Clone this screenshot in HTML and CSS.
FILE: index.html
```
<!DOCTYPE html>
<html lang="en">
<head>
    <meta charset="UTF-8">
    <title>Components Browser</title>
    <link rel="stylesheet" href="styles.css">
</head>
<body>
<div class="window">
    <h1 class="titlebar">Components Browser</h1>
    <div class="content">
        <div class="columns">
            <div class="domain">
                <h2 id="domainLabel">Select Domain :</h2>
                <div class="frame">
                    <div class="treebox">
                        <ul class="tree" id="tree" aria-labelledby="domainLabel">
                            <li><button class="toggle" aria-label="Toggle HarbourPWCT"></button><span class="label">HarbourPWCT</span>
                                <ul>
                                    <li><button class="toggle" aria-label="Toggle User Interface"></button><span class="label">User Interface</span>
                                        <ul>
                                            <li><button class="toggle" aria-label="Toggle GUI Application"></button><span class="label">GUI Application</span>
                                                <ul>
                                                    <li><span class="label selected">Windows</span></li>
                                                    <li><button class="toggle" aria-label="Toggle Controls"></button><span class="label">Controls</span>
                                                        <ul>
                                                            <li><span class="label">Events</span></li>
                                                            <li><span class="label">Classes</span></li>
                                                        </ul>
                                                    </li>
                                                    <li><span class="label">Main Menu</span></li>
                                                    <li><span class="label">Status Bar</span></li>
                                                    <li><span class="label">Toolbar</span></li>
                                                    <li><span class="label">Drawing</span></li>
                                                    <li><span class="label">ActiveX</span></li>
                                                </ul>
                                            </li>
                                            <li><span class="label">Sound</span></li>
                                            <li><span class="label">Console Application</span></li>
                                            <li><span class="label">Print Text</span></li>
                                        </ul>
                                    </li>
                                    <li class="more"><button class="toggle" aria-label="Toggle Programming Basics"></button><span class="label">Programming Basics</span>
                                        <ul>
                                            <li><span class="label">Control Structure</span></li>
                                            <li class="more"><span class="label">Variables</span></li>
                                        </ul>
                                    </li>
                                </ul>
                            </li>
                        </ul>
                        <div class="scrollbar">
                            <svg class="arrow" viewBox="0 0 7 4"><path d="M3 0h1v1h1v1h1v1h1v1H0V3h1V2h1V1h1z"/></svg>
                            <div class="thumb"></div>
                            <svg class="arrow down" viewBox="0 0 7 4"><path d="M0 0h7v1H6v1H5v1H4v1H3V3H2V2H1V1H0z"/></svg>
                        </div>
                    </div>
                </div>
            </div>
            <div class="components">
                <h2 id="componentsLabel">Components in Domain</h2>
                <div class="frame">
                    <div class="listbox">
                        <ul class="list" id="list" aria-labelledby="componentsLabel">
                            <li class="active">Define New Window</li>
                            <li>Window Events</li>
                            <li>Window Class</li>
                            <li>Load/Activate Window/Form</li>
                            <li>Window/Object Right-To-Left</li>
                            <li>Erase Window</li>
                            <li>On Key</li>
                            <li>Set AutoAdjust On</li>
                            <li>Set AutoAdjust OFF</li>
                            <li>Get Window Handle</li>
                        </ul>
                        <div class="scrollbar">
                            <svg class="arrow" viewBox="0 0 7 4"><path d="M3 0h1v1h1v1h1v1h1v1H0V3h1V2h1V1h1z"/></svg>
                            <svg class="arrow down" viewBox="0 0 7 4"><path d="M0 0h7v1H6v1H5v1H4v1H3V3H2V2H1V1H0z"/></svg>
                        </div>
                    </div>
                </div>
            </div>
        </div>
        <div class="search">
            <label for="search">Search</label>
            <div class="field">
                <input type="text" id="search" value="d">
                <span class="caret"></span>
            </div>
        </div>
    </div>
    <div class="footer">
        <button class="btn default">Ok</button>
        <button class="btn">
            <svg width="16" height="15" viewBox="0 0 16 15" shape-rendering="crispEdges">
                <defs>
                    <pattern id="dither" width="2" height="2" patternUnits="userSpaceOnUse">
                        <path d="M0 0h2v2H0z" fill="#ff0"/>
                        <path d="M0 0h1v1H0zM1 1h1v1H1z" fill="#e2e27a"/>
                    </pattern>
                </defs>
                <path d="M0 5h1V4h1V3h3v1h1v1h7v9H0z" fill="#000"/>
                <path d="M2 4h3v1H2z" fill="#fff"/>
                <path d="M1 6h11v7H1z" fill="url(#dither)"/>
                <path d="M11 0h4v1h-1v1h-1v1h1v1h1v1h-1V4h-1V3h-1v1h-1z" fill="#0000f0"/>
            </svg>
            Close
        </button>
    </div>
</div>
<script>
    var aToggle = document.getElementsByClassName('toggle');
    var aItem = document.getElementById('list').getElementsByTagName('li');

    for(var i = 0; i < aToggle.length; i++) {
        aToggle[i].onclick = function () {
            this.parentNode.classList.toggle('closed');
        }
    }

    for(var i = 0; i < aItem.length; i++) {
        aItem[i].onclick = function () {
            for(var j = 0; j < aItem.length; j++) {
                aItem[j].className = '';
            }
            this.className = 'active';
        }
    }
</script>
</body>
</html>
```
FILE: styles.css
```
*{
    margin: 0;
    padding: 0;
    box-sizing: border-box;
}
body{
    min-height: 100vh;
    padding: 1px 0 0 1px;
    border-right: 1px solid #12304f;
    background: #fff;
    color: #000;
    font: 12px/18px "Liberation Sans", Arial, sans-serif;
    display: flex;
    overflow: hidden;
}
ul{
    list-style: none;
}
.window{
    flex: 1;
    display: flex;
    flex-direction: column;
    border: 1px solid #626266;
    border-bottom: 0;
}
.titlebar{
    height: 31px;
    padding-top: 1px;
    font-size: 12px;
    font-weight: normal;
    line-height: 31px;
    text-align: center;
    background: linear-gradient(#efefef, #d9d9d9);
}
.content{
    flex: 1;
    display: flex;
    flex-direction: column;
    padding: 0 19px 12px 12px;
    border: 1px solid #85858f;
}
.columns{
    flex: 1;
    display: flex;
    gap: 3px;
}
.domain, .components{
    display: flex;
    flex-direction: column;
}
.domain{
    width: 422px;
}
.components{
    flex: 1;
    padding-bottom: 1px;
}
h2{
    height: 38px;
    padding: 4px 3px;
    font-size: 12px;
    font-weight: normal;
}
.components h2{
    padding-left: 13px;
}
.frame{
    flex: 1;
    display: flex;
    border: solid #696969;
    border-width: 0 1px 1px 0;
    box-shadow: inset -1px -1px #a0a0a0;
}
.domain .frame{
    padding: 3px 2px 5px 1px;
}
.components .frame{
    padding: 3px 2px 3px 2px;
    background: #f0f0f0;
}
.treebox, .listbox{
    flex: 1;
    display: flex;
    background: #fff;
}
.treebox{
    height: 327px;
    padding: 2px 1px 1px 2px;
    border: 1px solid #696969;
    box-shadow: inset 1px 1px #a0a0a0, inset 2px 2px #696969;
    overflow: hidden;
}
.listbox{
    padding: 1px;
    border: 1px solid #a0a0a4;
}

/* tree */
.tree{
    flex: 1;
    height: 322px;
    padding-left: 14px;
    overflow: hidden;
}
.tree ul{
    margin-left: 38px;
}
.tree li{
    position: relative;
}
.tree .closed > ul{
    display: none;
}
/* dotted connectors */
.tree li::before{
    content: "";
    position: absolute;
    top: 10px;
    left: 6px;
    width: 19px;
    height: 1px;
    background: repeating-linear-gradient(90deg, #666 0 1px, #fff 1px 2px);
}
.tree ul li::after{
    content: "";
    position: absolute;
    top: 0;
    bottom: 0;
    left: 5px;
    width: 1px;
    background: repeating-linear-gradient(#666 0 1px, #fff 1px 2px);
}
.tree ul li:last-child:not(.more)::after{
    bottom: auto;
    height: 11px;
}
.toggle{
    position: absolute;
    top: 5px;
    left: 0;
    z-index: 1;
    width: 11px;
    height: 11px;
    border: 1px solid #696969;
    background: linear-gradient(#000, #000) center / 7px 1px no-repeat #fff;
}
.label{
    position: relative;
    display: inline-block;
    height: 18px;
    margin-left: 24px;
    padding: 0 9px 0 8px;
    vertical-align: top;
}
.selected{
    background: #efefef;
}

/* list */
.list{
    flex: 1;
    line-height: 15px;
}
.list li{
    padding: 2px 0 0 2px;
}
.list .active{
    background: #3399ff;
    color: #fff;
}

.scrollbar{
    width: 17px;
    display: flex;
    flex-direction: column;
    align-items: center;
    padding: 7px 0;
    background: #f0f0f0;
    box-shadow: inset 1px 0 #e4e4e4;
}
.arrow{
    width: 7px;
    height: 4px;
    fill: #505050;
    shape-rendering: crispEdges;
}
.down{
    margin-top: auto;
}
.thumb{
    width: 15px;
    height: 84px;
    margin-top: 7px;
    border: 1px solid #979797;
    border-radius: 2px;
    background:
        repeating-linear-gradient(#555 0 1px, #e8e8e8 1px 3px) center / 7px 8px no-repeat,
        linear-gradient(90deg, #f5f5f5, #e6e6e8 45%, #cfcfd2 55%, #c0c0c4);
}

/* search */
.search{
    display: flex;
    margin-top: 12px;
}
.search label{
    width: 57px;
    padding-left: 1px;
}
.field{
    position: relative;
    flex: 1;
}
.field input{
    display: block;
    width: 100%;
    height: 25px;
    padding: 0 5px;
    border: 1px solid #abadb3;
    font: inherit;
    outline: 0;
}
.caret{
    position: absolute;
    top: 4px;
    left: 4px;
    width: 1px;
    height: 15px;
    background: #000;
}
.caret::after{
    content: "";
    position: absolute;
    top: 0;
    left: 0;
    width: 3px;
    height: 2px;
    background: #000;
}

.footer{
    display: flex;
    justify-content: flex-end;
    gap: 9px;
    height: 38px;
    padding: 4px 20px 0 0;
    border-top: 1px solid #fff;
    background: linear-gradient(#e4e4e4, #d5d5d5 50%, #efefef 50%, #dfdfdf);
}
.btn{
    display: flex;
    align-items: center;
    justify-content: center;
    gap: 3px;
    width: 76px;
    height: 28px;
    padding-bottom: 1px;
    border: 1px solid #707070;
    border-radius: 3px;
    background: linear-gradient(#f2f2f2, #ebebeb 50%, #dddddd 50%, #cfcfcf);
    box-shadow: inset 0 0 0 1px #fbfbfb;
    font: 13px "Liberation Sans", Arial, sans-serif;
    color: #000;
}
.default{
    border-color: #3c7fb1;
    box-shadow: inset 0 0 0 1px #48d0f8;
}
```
──────────
From the data above, work out how many lines hold "this". Answer with the number alone.

3